Backing for the Valley’s potential to produce blue hydrogen from brown coal has been increasing. Latrobe City Council has thrown its support behind the HESC project as a driver of future economic growth in the region. A council delegation last year visited the operations in Japan of the companies behind the HESC project.

Federation University at Churchill has a specialist hydrogen section set up in late 2022. It is headed by Associate Professor Surbhi Sharma, who is the leader of Future Fuels and Hydrogen Technologies, one of the four streams of Fed Uni’s Centre for New Transition Energy Research.

Gippsland has been introduced to hydrogen through Japan’s HESC coal-to-hydrogen project, which has been proven at the pilot plant scale and is now gearing up towards a commercial plant by the end of the decade.

The Latrobe Valley’s brown coal is gasified at a plant next to Loy Yang A power station and split into carbon dioxide and hydrogen. The CO2 is to be stored under Bass Strait; the hydrogen is transported to Western Port where it is liquefied and transported in bulk to Japan.

Dr Sharma’s research experience is in hydrogen fuel cells and low temperature fuel systems. She has a background in green hydrogen (produced from renewables), but the coal and carbon capture and storage research in Gippsland is a new frontier for her.

“It’s new for me here, too. I see the relevance of that in the region. It’s a resource for the region and the fact that coming from an academic perspective, I understand the importance of both blue (fossil-fuel-based hydrogen) and green at this stage for the energy transition,” Dr Sharma told the Express in an interview in February.

The Committee for Gippsland last year released a report, produced with the Gippsland Hydrogen Cluster, that backed both blue and green hydrogen for Gippsland, with blue having the early running and in the long run, each complementing the other.

‘Blue’ hydrogen can be extracted from brown coal through gasification and carbon capture, utilisation and storage (CCUS), while ‘green’ hydrogen is made by electrolysing water using renewable electricity.

Gippsland can produce both ‘blue’ and ‘green’ hydrogen, creating a long-term advantage to the region in an expanding clean hydrogen industry that can be up and running before 2030, according to the report.

“I don’t disagree with that at all. Energy transition is seen internationally – no academic in the field will disagree that blue will cover a lot of ground in the intermediate phase, we cannot go into complete energy transition with renewables without the blue hydrogen,” Dr Sharma said.

“Green will eventually take over, now it’s not there. We need the infrastructure, the investment – that will not happen overnight. We need that time for transition and blue hydrogen will help us. Carbon capture balances the footprint – it’s needed for the current transition phase.”

The CSIRO maintains that using fossil fuels to produce hydrogen is still much cheaper than using renewable energy.

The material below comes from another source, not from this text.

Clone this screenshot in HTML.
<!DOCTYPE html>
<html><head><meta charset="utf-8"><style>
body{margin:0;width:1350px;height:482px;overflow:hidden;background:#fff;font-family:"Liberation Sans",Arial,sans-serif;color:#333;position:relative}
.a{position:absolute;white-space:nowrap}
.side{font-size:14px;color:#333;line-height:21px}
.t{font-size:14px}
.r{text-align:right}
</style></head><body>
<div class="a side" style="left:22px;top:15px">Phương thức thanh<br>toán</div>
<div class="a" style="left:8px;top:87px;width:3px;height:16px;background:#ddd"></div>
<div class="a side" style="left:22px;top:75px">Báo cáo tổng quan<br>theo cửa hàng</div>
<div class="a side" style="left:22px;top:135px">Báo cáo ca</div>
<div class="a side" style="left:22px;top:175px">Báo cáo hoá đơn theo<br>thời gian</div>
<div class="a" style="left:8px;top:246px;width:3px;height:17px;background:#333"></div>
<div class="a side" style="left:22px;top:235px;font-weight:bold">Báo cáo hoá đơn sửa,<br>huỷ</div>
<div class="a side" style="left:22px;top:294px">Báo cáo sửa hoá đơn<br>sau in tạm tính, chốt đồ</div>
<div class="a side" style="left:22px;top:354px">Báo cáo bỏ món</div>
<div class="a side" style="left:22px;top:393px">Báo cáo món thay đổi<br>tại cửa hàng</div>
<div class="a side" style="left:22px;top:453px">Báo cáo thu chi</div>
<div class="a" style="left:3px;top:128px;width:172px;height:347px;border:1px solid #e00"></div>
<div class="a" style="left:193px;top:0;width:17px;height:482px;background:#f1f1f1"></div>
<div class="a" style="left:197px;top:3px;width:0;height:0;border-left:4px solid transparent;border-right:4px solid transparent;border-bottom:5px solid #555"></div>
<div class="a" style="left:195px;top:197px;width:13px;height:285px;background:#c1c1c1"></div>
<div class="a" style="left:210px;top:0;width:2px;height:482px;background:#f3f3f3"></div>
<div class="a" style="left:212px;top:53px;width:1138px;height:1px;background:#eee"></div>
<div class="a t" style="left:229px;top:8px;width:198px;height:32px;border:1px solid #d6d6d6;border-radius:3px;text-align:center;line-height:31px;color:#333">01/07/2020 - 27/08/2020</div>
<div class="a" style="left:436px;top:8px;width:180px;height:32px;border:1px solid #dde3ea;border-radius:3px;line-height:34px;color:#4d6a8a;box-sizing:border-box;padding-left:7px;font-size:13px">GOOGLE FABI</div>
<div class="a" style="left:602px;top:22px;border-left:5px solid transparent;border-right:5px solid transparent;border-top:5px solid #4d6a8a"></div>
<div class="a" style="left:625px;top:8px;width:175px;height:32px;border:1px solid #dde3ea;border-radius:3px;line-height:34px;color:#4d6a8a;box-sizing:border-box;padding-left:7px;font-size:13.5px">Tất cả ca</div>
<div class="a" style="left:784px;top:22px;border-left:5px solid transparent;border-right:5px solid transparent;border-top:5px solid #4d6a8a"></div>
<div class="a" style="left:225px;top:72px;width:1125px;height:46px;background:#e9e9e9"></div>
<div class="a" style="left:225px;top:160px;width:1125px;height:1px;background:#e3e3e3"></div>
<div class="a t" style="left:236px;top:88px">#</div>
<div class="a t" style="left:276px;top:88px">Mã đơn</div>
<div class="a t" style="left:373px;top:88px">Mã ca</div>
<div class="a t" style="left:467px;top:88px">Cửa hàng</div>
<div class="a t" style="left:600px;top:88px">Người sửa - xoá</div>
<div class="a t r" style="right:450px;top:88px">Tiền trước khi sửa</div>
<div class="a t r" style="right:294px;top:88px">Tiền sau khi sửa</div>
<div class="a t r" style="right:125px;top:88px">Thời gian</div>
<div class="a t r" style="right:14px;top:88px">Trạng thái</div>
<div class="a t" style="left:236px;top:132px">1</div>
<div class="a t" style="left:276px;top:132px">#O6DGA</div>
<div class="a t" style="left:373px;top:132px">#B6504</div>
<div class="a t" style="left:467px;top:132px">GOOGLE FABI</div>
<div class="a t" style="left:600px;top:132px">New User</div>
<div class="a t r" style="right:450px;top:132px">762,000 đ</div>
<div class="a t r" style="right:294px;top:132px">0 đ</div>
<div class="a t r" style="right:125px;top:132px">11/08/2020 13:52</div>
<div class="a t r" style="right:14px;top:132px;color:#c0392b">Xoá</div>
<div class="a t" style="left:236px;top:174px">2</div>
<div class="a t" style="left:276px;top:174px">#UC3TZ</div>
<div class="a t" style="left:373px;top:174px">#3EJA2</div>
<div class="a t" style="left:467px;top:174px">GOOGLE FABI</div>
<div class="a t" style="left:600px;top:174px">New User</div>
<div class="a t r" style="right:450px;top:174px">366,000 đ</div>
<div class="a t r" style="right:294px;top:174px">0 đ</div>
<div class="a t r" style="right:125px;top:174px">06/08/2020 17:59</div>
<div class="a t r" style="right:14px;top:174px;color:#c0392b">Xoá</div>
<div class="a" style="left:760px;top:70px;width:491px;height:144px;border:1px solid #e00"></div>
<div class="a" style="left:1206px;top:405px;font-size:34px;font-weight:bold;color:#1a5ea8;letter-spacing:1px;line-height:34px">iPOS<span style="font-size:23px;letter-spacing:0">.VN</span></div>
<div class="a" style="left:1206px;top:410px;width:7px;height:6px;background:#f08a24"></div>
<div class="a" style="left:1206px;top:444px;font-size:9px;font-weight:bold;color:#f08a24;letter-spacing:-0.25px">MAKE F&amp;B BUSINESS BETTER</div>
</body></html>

Dr Vicki Au, from the CSIRO’s hydrogen industry mission, who has 20 years’ experience in research and development, told last year’s Gippsland New Energy Conference in Sale that the barrier to use renewable energy to produce the hydrogen was the cost.

“The cost of renewable hydrogen is prohibitively high. We would require a substantial subsidy from government for the transition phase,” she said.

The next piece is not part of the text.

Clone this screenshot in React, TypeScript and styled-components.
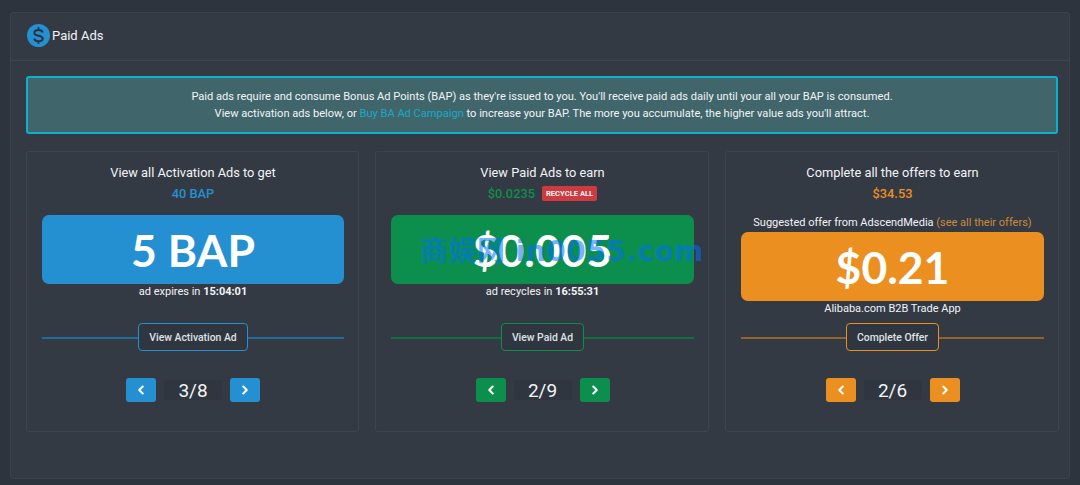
import React from 'react';
import styled, { createGlobalStyle } from 'styled-components';
import { ChevronLeft, ChevronRight } from 'lucide-react';

const colors = {
  blue: '#2490d2',
  green: '#0c8f4c',
  orange: '#ec8f21',
};

const dimColors = {
  blue: '#1f6c9f',
  green: '#10703f',
  orange: '#94622a',
};

type Tone = keyof typeof colors;

const offers = [
  {
    tone: 'blue' as Tone,
    title: 'View all Activation Ads to get',
    amount: '40 BAP',
    big: '5 BAP',
    footer: (
      <>
        ad expires in <b>15:04:01</b>
      </>
    ),
    action: 'View Activation Ad',
    page: '3/8',
  },
  {
    tone: 'green' as Tone,
    title: 'View Paid Ads to earn',
    amount: '$0.0235',
    recycle: true,
    big: '$0.005',
    footer: (
      <>
        ad recycles in <b>16:55:31</b>
      </>
    ),
    action: 'View Paid Ad',
    page: '2/9',
  },
  {
    tone: 'orange' as Tone,
    title: 'Complete all the offers to earn',
    amount: '$34.53',
    suggested: true,
    big: '$0.21',
    footer: <>Alibaba.com B2B Trade App</>,
    action: 'Complete Offer',
    page: '2/6',
  },
];

const App = () => {
  return (
    <>
      <GlobalStyle />
      <Panel>
        <PanelHeader>
          <svg width="23" height="23" viewBox="0 0 24 24">
            <circle cx="12" cy="12" r="12" fill="#2490d2" />
            <path
              d="M16.4 9C16 7.2 14.3 6.3 12 6.3c-2.6 0-4.3 1.2-4.3 3 0 4 8.7 1.9 8.7 5.8 0 1.8-1.8 2.9-4.4 2.9-2.4 0-4.1-1-4.5-2.9M12 3.5v2.8M12 18v2.6"
              fill="none"
              stroke="#2b323c"
              strokeWidth="2"
            />
          </svg>
          <PanelTitle>Paid Ads</PanelTitle>
        </PanelHeader>
        <PanelBody>
          <Notice>
            Paid ads require and consume Bonus Ad Points (BAP) as they're issued to you. You'll
            receive paid ads daily until your all your BAP is consumed.
            <br />
            View activation ads below, or <NoticeLink>Buy BA Ad Campaign</NoticeLink> to increase
            your BAP. The more you accumulate, the higher value ads you'll attract.
          </Notice>
          <CardGrid>
            {offers.map((item) => (
              <Card key={item.title}>
                <CardTop>
                  <CardTitle>{item.title}</CardTitle>
                  <AmountRow>
                    <Amount $tone={item.tone}>{item.amount}</Amount>
                    {item.recycle && <RecycleBadge>RECYCLE ALL</RecycleBadge>}
                  </AmountRow>
                  {item.suggested && (
                    <Suggested>
                      Suggested offer from AdscendMedia <SeeAll>(see all their offers)</SeeAll>
                    </Suggested>
                  )}
                  <BigValue $tone={item.tone} $tight={item.suggested}>
                    {item.big}
                  </BigValue>
                  <ValueFooter>{item.footer}</ValueFooter>
                </CardTop>
                <ActionRow $tone={item.tone}>
                  <ActionButton $tone={item.tone}>{item.action}</ActionButton>
                </ActionRow>
                <Pager>
                  <PageButton $tone={item.tone}>
                    <ChevronLeft size={14} strokeWidth={3.5} />
                  </PageButton>
                  <PageCount>{item.page}</PageCount>
                  <PageButton $tone={item.tone}>
                    <ChevronRight size={14} strokeWidth={3.5} />
                  </PageButton>
                </Pager>
              </Card>
            ))}
          </CardGrid>
        </PanelBody>
      </Panel>
      <Watermark>商娱网 in0055.com</Watermark>
    </>
  );
};

export default App;

// ========== Styled Components ==========

const GlobalStyle = createGlobalStyle`
  html, body {
    margin: 0;
    height: 485px;
    overflow: hidden;
    background: #2d343e;
    font-family: Roboto, "Noto Sans CJK SC", sans-serif;
    color: #f2f4f6;
  }
`;

const Panel = styled.div`
  box-sizing: border-box;
  width: 1060px;
  height: 467px;
  margin: 12px 10px 0;
  background: #343a44;
  border: 1px solid #3b424d;
  border-radius: 3px;
`;

const PanelHeader = styled.div`
  box-sizing: border-box;
  height: 48px;
  display: flex;
  align-items: center;
  gap: 2px;
  padding: 0 16px 3px;
  border-bottom: 1px solid #3d444f;
`;

const PanelTitle = styled.div`
  font-size: 13px;
  font-weight: 400;
`;

const PanelBody = styled.div`
  padding: 15px 11px 0 15px;
`;

const Notice = styled.div`
  box-sizing: border-box;
  height: 58px;
  padding: 10px 0 0;
  background: #40666c;
  border: 2px solid #0cb1cc;
  border-radius: 3px;
  text-align: center;
  font-size: 11.08px;
  line-height: 17px;
`;

const NoticeLink = styled.span`
  color: #17a9c6;
`;

const CardGrid = styled.div`
  display: grid;
  grid-template-columns: 333px 334px 334px;
  gap: 16px;
  margin-top: 17px;
`;

const Card = styled.div`
  box-sizing: border-box;
  height: 281px;
  padding: 13px 14px 0 15px;
  display: flex;
  flex-direction: column;
  align-items: stretch;
  border: 1px solid #3d444f;
  border-radius: 3px;
`;

const CardTop = styled.div`
  height: 158px;
`;

const CardTitle = styled.div`
  font-size: 12.8px;
  line-height: 16px;
  text-align: center;
`;

const AmountRow = styled.div`
  height: 20px;
  margin-top: 2px;
  display: flex;
  align-items: center;
  justify-content: center;
  gap: 7px;
`;

const Amount = styled.span<{ $tone: Tone }>`
  font-size: 12.8px;
  font-weight: 500;
  color: ${(p) => colors[p.$tone]};
`;

const RecycleBadge = styled.span`
  padding: 3px 4px;
  background: #cf3a40;
  border-radius: 2px;
  font-size: 7.6px;
  line-height: 9px;
  font-weight: 700;
`;

const Suggested = styled.div`
  height: 18px;
  margin-top: 11px;
  font-size: 11px;
  line-height: 18px;
  text-align: center;
`;

const SeeAll = styled.span`
  color: #c98a3c;
`;

const BigValue = styled.div<{ $tone: Tone; $tight?: boolean }>`
  height: 69px;
  margin-top: ${(p) => (p.$tight ? '0' : '12px')};
  display: flex;
  align-items: center;
  justify-content: center;
  background: ${(p) => colors[p.$tone]};
  border-radius: 7px;
  font-family: Lato, sans-serif;
  font-size: 44.5px;
  font-weight: 700;
  color: #fff;
`;

const ValueFooter = styled.div`
  height: 17px;
  font-size: 11px;
  line-height: 16px;
  text-align: center;
`;

const ActionRow = styled.div<{ $tone: Tone }>`
  position: relative;
  height: 28px;
  display: flex;
  justify-content: center;

  &::before {
    content: '';
    position: absolute;
    left: 0;
    right: 0;
    top: 14px;
    height: 2px;
    background: ${(p) => dimColors[p.$tone]};
  }
`;

const ActionButton = styled.div<{ $tone: Tone }>`
  position: relative;
  box-sizing: border-box;
  height: 28px;
  padding: 0 10px;
  display: flex;
  align-items: center;
  background: #2f3640;
  border: 1px solid ${(p) => colors[p.$tone]};
  border-radius: 4px;
  font-size: 10.4px;
  font-weight: 500;
  color: #dfe2e6;
`;

const Pager = styled.div`
  margin-top: 27px;
  display: flex;
  align-items: center;
  justify-content: center;
  gap: 8px;
`;

const PageButton = styled.div<{ $tone: Tone }>`
  width: 30px;
  height: 24px;
  display: flex;
  align-items: center;
  justify-content: center;
  background: ${(p) => colors[p.$tone]};
  border-radius: 3px;
  color: #fff;
`;

const PageCount = styled.div`
  width: 58px;
  height: 20px;
  display: flex;
  align-items: center;
  justify-content: center;
  background: #2f3640;
  border-radius: 3px;
  font-size: 19px;
`;

const Watermark = styled.div`
  position: absolute;
  left: 420px;
  top: 234px;
  font-family: "DejaVu Sans", "Noto Sans CJK SC", sans-serif;
  font-size: 28px;
  letter-spacing: 0.5px;
  line-height: 36px;
  font-weight: 700;
  color: rgba(0, 110, 255, 0.55);
  white-space: nowrap;
`;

“Using fossil fuel is the lowest (cost) at the moment,” she said, with renewables probably becoming economic by about 2035-40 with the advances in electrolysers.

Also taking part in the discussion was Jeremy Stone, non-executive director and adviser for J-Power Latrobe Valley, which is part of the Japanese consortium that is developing the HESC coal-to-hydrogen project.

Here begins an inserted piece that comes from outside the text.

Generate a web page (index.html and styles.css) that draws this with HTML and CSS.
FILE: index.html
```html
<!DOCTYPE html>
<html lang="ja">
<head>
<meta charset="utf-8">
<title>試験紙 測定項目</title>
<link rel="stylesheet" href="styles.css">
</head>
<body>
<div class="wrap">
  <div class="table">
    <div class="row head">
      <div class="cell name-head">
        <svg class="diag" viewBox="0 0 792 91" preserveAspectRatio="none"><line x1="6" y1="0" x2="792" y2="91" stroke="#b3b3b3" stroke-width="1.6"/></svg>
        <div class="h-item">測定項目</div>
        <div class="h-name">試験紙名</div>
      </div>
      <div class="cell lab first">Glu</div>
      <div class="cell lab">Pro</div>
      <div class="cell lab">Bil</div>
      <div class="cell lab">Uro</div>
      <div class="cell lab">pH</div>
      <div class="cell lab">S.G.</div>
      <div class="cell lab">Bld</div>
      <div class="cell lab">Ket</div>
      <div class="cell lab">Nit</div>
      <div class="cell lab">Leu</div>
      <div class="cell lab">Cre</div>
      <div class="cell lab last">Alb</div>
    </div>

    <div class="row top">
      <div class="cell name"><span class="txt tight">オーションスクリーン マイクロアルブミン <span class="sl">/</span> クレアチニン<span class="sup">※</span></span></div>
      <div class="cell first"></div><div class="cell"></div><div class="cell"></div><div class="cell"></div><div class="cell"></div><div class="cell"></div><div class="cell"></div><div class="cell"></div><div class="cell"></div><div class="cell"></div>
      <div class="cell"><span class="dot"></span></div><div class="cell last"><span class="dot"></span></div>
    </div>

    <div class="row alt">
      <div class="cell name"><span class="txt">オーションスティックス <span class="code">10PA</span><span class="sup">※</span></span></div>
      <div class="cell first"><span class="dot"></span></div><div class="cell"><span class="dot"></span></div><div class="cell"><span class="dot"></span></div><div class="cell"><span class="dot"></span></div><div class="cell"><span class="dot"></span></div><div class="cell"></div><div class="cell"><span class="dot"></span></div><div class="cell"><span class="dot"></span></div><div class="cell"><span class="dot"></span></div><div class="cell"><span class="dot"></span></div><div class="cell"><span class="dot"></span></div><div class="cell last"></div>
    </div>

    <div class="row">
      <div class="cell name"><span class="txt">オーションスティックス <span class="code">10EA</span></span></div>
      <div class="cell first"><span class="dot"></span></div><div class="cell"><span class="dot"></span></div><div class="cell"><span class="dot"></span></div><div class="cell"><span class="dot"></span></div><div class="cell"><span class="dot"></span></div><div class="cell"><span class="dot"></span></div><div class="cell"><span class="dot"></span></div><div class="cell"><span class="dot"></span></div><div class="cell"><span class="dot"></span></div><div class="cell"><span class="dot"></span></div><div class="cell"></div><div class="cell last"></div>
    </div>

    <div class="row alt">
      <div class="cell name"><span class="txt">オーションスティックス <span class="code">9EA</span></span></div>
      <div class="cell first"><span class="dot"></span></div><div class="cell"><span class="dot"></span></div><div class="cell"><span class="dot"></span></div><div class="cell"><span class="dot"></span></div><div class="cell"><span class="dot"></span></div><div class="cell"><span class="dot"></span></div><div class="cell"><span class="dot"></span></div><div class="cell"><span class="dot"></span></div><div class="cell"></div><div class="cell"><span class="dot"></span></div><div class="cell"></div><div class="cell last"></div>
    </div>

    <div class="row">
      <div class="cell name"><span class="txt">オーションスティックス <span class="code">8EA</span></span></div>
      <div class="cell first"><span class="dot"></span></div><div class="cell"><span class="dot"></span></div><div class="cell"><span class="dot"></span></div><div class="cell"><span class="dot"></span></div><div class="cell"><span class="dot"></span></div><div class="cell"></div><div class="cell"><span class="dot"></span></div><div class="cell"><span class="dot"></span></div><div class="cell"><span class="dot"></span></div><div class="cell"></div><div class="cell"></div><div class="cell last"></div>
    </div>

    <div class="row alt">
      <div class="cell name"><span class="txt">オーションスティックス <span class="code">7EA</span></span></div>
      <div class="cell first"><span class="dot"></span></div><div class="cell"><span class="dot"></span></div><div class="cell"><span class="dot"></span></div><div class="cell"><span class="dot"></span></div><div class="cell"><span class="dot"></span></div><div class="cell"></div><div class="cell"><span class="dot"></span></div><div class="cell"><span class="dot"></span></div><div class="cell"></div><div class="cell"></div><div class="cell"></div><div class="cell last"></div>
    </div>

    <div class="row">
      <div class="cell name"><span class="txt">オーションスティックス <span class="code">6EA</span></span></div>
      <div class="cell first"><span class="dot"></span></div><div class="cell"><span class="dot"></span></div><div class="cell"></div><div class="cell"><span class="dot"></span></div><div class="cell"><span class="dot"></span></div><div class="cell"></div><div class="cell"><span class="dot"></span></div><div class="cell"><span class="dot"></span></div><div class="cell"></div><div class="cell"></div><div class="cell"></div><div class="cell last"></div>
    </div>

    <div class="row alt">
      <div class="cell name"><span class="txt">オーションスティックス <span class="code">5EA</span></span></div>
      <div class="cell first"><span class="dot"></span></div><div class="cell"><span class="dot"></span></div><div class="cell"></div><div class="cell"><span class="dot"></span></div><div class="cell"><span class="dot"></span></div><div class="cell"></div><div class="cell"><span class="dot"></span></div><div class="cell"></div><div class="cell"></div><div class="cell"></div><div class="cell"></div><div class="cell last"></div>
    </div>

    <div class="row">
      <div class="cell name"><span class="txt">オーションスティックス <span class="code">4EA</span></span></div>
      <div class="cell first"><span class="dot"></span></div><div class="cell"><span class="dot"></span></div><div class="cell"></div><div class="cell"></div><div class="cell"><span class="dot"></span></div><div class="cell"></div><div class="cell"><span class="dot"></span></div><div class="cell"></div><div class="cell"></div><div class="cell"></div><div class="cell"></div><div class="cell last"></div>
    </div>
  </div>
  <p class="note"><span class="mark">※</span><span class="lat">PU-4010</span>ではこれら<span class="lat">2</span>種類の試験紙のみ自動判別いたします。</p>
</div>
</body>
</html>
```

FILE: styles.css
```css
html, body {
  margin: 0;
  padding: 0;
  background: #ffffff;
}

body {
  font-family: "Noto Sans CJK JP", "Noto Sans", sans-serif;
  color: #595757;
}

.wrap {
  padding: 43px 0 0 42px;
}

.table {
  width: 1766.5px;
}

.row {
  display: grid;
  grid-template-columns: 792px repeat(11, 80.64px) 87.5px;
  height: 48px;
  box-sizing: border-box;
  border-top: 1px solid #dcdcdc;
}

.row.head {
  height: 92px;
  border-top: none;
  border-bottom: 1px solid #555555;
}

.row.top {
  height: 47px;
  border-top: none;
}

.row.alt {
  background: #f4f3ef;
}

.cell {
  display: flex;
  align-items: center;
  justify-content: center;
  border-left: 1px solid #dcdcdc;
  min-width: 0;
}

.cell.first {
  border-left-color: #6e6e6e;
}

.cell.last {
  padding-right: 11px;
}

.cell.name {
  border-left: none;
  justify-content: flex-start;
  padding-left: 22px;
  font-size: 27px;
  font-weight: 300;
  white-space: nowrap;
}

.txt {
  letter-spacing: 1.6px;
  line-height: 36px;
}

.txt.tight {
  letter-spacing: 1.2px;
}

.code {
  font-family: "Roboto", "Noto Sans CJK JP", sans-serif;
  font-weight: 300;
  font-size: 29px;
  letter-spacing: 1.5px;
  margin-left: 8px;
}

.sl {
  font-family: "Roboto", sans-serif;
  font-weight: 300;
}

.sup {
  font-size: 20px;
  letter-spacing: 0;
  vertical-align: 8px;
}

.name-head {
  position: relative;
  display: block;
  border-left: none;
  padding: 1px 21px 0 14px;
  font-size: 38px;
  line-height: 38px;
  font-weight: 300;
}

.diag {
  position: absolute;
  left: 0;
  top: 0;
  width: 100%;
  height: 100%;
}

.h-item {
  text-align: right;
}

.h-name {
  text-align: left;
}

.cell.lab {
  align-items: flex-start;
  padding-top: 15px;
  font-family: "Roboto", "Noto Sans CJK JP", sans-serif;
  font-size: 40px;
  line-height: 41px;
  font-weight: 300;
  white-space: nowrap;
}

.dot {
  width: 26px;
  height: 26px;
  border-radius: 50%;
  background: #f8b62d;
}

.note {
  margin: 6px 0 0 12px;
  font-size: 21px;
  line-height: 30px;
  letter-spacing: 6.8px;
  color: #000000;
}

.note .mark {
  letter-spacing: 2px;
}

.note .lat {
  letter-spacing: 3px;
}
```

After a successful $500 million pilot plant phase, the group is now moving to the commercial stage of the project with $2.5 billion from the Japanese Green innovation Fund.

Mr Stone said HESC, which had been going for 10 years, had already produced 99.99 per cent hydrogen in the Latrobe Valley.

“We would like to take that to the next stage,” he said.

HESC commercial production would eventually be 40,000 tonnes per year of hydrogen – 30,000 tonnes to Japan and 10,000 tonnes to help carbon reduction in Victoria and Australia.

“We need to be in operation by 2030,” he said.